━━━ Material for the task

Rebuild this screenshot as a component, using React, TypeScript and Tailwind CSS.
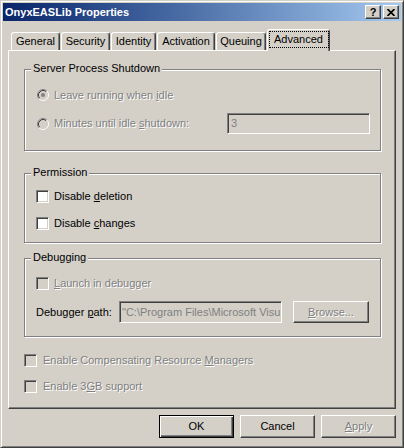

━━━━━━
━━━ Material for the task

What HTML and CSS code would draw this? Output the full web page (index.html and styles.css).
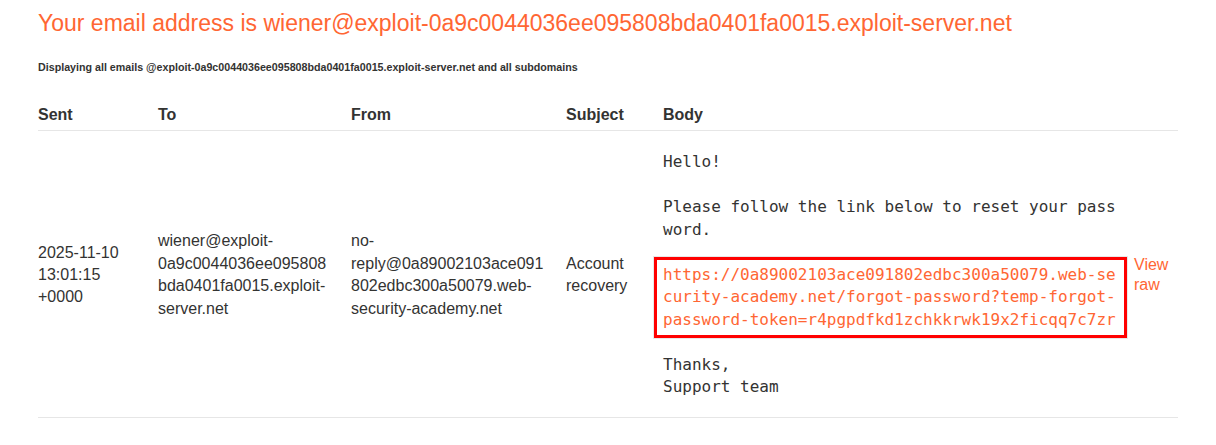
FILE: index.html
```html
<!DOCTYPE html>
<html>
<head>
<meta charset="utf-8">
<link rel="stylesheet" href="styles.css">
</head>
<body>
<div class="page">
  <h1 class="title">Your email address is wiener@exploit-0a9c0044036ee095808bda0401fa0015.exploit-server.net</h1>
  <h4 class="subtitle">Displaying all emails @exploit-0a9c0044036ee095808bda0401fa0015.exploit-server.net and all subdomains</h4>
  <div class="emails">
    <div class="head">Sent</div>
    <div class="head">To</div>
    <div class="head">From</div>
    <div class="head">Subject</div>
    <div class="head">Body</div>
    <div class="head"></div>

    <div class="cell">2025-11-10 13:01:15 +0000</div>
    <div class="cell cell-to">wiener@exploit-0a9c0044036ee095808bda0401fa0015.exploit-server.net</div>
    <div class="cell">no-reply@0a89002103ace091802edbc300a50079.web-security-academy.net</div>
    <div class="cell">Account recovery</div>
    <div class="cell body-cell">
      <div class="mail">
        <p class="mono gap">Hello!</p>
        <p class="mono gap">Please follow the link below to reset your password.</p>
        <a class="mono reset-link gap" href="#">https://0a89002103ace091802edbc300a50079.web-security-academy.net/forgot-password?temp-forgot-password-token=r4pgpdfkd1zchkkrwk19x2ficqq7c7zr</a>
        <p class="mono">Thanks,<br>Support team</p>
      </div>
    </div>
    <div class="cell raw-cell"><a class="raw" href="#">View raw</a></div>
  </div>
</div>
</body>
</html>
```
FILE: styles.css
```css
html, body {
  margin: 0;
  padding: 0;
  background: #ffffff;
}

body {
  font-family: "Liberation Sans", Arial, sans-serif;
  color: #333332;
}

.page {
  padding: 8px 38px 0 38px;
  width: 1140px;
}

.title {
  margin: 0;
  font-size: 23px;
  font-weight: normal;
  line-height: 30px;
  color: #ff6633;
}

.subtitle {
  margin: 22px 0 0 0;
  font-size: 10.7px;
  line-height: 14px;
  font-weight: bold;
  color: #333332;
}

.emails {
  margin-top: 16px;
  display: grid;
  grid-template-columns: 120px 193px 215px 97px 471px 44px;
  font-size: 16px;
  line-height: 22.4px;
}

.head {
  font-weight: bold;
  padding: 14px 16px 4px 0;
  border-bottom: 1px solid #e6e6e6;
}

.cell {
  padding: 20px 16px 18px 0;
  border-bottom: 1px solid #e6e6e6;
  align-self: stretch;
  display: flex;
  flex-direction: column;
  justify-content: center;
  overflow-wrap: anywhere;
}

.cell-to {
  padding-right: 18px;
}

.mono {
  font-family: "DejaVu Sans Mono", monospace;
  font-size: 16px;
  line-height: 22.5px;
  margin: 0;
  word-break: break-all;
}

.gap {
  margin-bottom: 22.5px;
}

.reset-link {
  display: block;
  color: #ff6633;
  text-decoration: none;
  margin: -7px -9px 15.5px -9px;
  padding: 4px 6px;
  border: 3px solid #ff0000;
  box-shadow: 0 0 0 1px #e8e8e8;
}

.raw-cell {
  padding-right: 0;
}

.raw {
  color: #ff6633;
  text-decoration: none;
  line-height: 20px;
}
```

━━━━━━

Required task:
Scan the listing above. Collect all lines with the word "this".

Final result:
Rebuild this screenshot as a component, using React, TypeScript and Tailwind CSS.
What HTML and CSS code would draw this? Output the full web page (index.html and styles.css).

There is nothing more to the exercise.